I walk into the dining facility for dinner tonight and am hit with a wall of musky fish stink.  It’s seafood night at the Rock of the Marne Sports Oasis (the fancy name they’ve slapped on our chow hall): boiled lobster, fried shrimp and something called  “Trout Almodene.”  The fish fillets are sizzling on the grill normally reserved for hamburgers and they look fresh and good.  The Filipino cook in the white hat scoops one up with a spatula and deposits it on my plate.  I look down at the pinkish slab of trout meat and immediately get a vision of myself standing calf-deep in a cold Montana river—the Madison River, in particular.  My fly rod is bent in an arc, I strip in line, a cutthroat flips its way through the shallows toward me.  I think of how I take that trout home, gut it, fillet it, bread it, grill it and savor its sweet succulence on my tongue.

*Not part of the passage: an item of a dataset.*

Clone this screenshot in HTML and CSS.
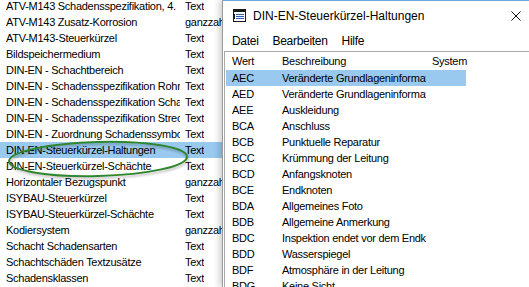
FILE: index.html
```html
<html>
<head>
   <link rel="stylesheet" href="styles.css">
</head>
<body>
<div class="screen">
  <div class="tablelist">
    <div class="trow"><span class="tname">ATV-M143 Schadensspezifikation, 4.</span><span class="ttype">Text</span></div>
    <div class="trow"><span class="tname">ATV-M143 Zusatz-Korrosion</span><span class="ttype">ganzzahlig</span></div>
    <div class="trow"><span class="tname">ATV-M143-Steuerkürzel</span><span class="ttype">Text</span></div>
    <div class="trow"><span class="tname">Bildspeichermedium</span><span class="ttype">Text</span></div>
    <div class="trow"><span class="tname">DIN-EN - Schachtbereich</span><span class="ttype">Text</span></div>
    <div class="trow"><span class="tname">DIN-EN - Schadensspezifikation Rohr</span><span class="ttype">Text</span></div>
    <div class="trow"><span class="tname">DIN-EN - Schadensspezifikation Schacht</span><span class="ttype">Text</span></div>
    <div class="trow"><span class="tname">DIN-EN - Schadensspezifikation Strecke</span><span class="ttype">Text</span></div>
    <div class="trow"><span class="tname">DIN-EN - Zuordnung Schadenssymbole</span><span class="ttype">Text</span></div>
    <div class="trow selected"><span class="tname">DIN-EN-Steuerkürzel-Haltungen</span><span class="ttype">Text</span></div>
    <div class="trow"><span class="tname">DIN-EN-Steuerkürzel-Schächte</span><span class="ttype">Text</span></div>
    <div class="trow"><span class="tname">Horizontaler Bezugspunkt</span><span class="ttype">ganzzahlig</span></div>
    <div class="trow"><span class="tname">ISYBAU-Steuerkürzel</span><span class="ttype">Text</span></div>
    <div class="trow"><span class="tname">ISYBAU-Steuerkürzel-Schächte</span><span class="ttype">Text</span></div>
    <div class="trow"><span class="tname">Kodiersystem</span><span class="ttype">ganzzahlig</span></div>
    <div class="trow"><span class="tname">Schacht Schadensarten</span><span class="ttype">Text</span></div>
    <div class="trow"><span class="tname">Schachtschäden Textzusätze</span><span class="ttype">Text</span></div>
    <div class="trow"><span class="tname">Schadensklassen</span><span class="ttype">Text</span></div>
    <div class="trow"><span class="tname">Schadensklassen Schacht</span><span class="ttype">Text</span></div>
  </div>

  <svg class="marker" width="200" height="50" viewBox="0 0 200 50">
    <ellipse cx="98" cy="24" rx="89" ry="17" transform="rotate(-1.5 98 24)" fill="none" stroke="#2f862f" stroke-width="2"/>
  </svg>

  <div class="window">
    <div class="titlebar">
      <svg class="appicon" width="13" height="13" viewBox="0 0 13 13">
        <rect x="0.5" y="0.5" width="12" height="12" fill="#fff" stroke="#1a1a1a"/>
        <rect x="1" y="1" width="11" height="2" fill="#1a1a1a"/>
        <rect x="3" y="5" width="8" height="1" fill="#2b5fc4"/>
        <rect x="3" y="7" width="8" height="1" fill="#2b5fc4"/>
        <rect x="3" y="9" width="8" height="1" fill="#2b5fc4"/>
        <rect x="1" y="5" width="1" height="5" fill="#1a1a1a"/>
      </svg>
      <span class="title">DIN-EN-Steuerkürzel-Haltungen</span>
      <svg class="close" width="10" height="10" viewBox="0 0 10 10">
        <path d="M0.5 0.5 L9.5 9.5 M9.5 0.5 L0.5 9.5" stroke="#111" stroke-width="1"/>
      </svg>
    </div>
    <div class="menubar">
      <span class="menu">Datei</span>
      <span class="menu">Bearbeiten</span>
      <span class="menu">Hilfe</span>
    </div>
    <div class="listbox">
      <div class="lhead">
        <span class="c-wert">Wert</span><span class="c-desc">Beschreibung</span><span class="c-sys">System</span>
      </div>
      <div class="lrow selected"><span class="c-wert">AEC</span><span class="c-desc">Veränderte Grundlageninformation</span><span class="c-sys"></span></div>
      <div class="lrow"><span class="c-wert">AED</span><span class="c-desc">Veränderte Grundlageninformation</span><span class="c-sys"></span></div>
      <div class="lrow"><span class="c-wert">AEE</span><span class="c-desc">Auskleidung</span><span class="c-sys"></span></div>
      <div class="lrow"><span class="c-wert">BCA</span><span class="c-desc">Anschluss</span><span class="c-sys"></span></div>
      <div class="lrow"><span class="c-wert">BCB</span><span class="c-desc">Punktuelle Reparatur</span><span class="c-sys"></span></div>
      <div class="lrow"><span class="c-wert">BCC</span><span class="c-desc">Krümmung der Leitung</span><span class="c-sys"></span></div>
      <div class="lrow"><span class="c-wert">BCD</span><span class="c-desc">Anfangsknoten</span><span class="c-sys"></span></div>
      <div class="lrow"><span class="c-wert">BCE</span><span class="c-desc">Endknoten</span><span class="c-sys"></span></div>
      <div class="lrow"><span class="c-wert">BDA</span><span class="c-desc">Allgemeines Foto</span><span class="c-sys"></span></div>
      <div class="lrow"><span class="c-wert">BDB</span><span class="c-desc">Allgemeine Anmerkung</span><span class="c-sys"></span></div>
      <div class="lrow"><span class="c-wert">BDC</span><span class="c-desc">Inspektion endet vor dem Endknoten</span><span class="c-sys"></span></div>
      <div class="lrow"><span class="c-wert">BDD</span><span class="c-desc">Wasserspiegel</span><span class="c-sys"></span></div>
      <div class="lrow"><span class="c-wert">BDF</span><span class="c-desc">Atmosphäre in der Leitung</span><span class="c-sys"></span></div>
      <div class="lrow"><span class="c-wert">BDG</span><span class="c-desc">Keine Sicht</span><span class="c-sys"></span></div>
    </div>
  </div>
</div>
</body>
</html>
```

FILE: styles.css
```css
  * {
     box-sizing: border-box;
  }
  body {
     margin: 0;
     background: #fff;
     overflow: hidden;
  }
  .screen {
     position: relative;
     display: flex;
     width: 529px;
     height: 287px;
     overflow: hidden;
     font: 11px "Liberation Sans", Arial, sans-serif;
     letter-spacing: -0.27px;
     color: #000;
  }

  /* table list in the background */
  .tablelist {
     width: 222px;
     flex: none;
     margin-top: -2px;
     overflow: hidden;
  }
  .trow {
     display: flex;
     height: 16px;
     line-height: 16px;
     white-space: nowrap;
  }
  .trow.selected {
     background: #99c9ef;
  }
  .tname {
     width: 180px;
     flex: none;
     padding-left: 6px;
     overflow: hidden;
  }
  .ttype {
     padding-left: 5px;
     overflow: hidden;
  }

  .marker {
     position: absolute;
     left: 0px;
     top: 135px;
     filter: drop-shadow(1px 2px 1px rgba(0,0,0,0.25));
  }

  /* dialog window */
  .window {
     width: 309px;
     flex: none;
     background: #fff;
     border-top: 1px solid #6fa7dc;
     border-left: 1px solid #9a9a9a;
     box-shadow: -3px 0px 6px rgba(0,0,0,0.18);
     display: flex;
     flex-direction: column;
  }
  .titlebar {
     height: 30px;
     display: flex;
     align-items: center;
     padding-left: 10px;
     font-size: 12px;
     letter-spacing: 0px;
  }
  .appicon {
     flex: none;
     margin-top: -1px;
  }
  .title {
     margin-left: 7px;
     flex: 1;
  }
  .close {
     margin-right: 10px;
     margin-top: -1px;
  }
  .menubar {
     height: 20px;
     display: flex;
     align-items: center;
     gap: 14px;
     padding-left: 9px;
     font-size: 12px;
     letter-spacing: -0.3px;
  }
  .listbox {
     flex: 1;
     margin-left: 1px;
     border: 1px solid #a9a9a9;
     border-bottom: none;
     padding: 1px 1px 0 1px;
     overflow: hidden;
  }
  .lhead, .lrow {
     display: flex;
     height: 16px;
     line-height: 16px;
     white-space: nowrap;
  }
  .lhead {
     height: 17px;
     line-height: 17px;
  }
  .lrow.selected .c-wert,
  .lrow.selected .c-desc,
  .lrow.selected .c-sys {
     background: #99c9ef;
  }
  .c-wert, .c-desc, .c-sys {
     flex: none;
     padding-left: 6px;
     overflow: hidden;
  }
  .c-wert {
     width: 50px;
  }
  .c-desc {
     width: 150px;
  }
  .c-sys {
     width: 40px;
  }
  .lhead .c-sys {
     overflow: visible;
  }
```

I sit down at a table in the DFAC, sink my fork into the “Trout Almodene” and put it in my mouth.  I nearly spit it back out onto the plate.  It tastes like canal water, like sewage mud, like the fatty, oily carp that swim in the piss-colored water just outside the front door of the DFAC.  This is no mountain trout.  I doubt it’s even trout at all.
On my way back to my hooch, I pause on the bridge spanning the canal and take a quick head count of the carp below.  I could be wrong, but it seems to me that their numbers have dwindled.

* * * * *

Yesterday, we got a report of two soldiers injured in an IED attack.  They were in a convoy, which means they were supposed to be cocooned within the womb of uparmor—and this makes their injuries all the more distressing.  One guy had both legs severed.  The other one, a sergeant first class like me, lost both legs and an arm.
A few hours later, we learn the triple-amputee has died.  I can’t think of him as a person, only a horrific vision of three sliced-off limbs, the stumps pumping blood onto the street, his life draining at an alarming rate.  I don’t even see his face.  Just those bloody stumps.